STATED PROBLEM:
Restate the data word for word and leave the images out.

DATA EXTRACT:

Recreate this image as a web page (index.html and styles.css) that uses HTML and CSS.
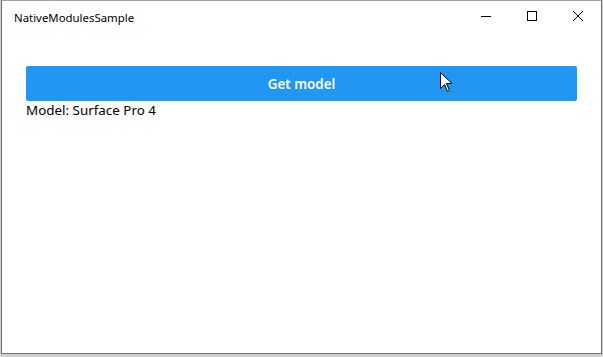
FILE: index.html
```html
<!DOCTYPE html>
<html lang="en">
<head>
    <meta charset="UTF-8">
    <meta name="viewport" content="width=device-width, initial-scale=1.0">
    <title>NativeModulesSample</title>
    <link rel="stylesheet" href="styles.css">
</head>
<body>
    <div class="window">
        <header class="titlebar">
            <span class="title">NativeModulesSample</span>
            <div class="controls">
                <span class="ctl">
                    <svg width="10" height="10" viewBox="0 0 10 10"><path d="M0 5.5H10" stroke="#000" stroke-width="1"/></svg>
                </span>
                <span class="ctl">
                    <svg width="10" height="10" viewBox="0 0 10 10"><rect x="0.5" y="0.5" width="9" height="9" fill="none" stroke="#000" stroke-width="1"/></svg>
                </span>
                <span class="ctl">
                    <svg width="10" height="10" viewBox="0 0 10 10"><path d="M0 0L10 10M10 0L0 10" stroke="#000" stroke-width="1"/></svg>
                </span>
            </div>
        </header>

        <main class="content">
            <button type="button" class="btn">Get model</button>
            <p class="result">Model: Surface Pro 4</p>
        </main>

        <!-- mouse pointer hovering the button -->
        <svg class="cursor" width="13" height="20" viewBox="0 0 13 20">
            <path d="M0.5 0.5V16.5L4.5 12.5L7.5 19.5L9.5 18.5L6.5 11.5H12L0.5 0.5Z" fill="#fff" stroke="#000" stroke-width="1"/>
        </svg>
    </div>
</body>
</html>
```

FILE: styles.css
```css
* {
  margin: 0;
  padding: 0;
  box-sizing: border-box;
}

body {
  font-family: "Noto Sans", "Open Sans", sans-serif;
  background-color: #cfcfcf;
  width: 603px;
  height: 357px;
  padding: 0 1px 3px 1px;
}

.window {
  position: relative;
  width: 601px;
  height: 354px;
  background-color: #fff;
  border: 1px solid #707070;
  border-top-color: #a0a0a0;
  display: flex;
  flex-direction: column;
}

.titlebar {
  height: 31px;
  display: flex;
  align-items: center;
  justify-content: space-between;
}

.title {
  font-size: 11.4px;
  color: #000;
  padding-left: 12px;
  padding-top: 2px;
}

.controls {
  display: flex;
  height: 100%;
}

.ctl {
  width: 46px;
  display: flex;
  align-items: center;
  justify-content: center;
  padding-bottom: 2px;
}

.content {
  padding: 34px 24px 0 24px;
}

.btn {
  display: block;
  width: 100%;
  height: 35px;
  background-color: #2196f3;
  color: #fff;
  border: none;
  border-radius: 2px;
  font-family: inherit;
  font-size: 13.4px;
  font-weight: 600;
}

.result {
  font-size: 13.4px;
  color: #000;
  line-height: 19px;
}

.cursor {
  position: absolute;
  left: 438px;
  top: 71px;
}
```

CORRECT RESULT:
Recreate this image as a web page (index.html and styles.css) that uses HTML and CSS.
FILE: index.html
```html
<!DOCTYPE html>
<html lang="en">
<head>
    <meta charset="UTF-8">
    <meta name="viewport" content="width=device-width, initial-scale=1.0">
    <title>NativeModulesSample</title>
    <link rel="stylesheet" href="styles.css">
</head>
<body>
    <div class="window">
        <header class="titlebar">
            <span class="title">NativeModulesSample</span>
            <div class="controls">
                <span class="ctl">
                    <svg width="10" height="10" viewBox="0 0 10 10"><path d="M0 5.5H10" stroke="#000" stroke-width="1"/></svg>
                </span>
                <span class="ctl">
                    <svg width="10" height="10" viewBox="0 0 10 10"><rect x="0.5" y="0.5" width="9" height="9" fill="none" stroke="#000" stroke-width="1"/></svg>
                </span>
                <span class="ctl">
                    <svg width="10" height="10" viewBox="0 0 10 10"><path d="M0 0L10 10M10 0L0 10" stroke="#000" stroke-width="1"/></svg>
                </span>
            </div>
        </header>

        <main class="content">
            <button type="button" class="btn">Get model</button>
            <p class="result">Model: Surface Pro 4</p>
        </main>

        <!-- mouse pointer hovering the button -->
        <svg class="cursor" width="13" height="20" viewBox="0 0 13 20">
            <path d="M0.5 0.5V16.5L4.5 12.5L7.5 19.5L9.5 18.5L6.5 11.5H12L0.5 0.5Z" fill="#fff" stroke="#000" stroke-width="1"/>
        </svg>
    </div>
</body>
</html>
```

FILE: styles.css
```css
* {
  margin: 0;
  padding: 0;
  box-sizing: border-box;
}

body {
  font-family: "Noto Sans", "Open Sans", sans-serif;
  background-color: #cfcfcf;
  width: 603px;
  height: 357px;
  padding: 0 1px 3px 1px;
}

.window {
  position: relative;
  width: 601px;
  height: 354px;
  background-color: #fff;
  border: 1px solid #707070;
  border-top-color: #a0a0a0;
  display: flex;
  flex-direction: column;
}

.titlebar {
  height: 31px;
  display: flex;
  align-items: center;
  justify-content: space-between;
}

.title {
  font-size: 11.4px;
  color: #000;
  padding-left: 12px;
  padding-top: 2px;
}

.controls {
  display: flex;
  height: 100%;
}

.ctl {
  width: 46px;
  display: flex;
  align-items: center;
  justify-content: center;
  padding-bottom: 2px;
}

.content {
  padding: 34px 24px 0 24px;
}

.btn {
  display: block;
  width: 100%;
  height: 35px;
  background-color: #2196f3;
  color: #fff;
  border: none;
  border-radius: 2px;
  font-family: inherit;
  font-size: 13.4px;
  font-weight: 600;
}

.result {
  font-size: 13.4px;
  color: #000;
  line-height: 19px;
}

.cursor {
  position: absolute;
  left: 438px;
  top: 71px;
}
```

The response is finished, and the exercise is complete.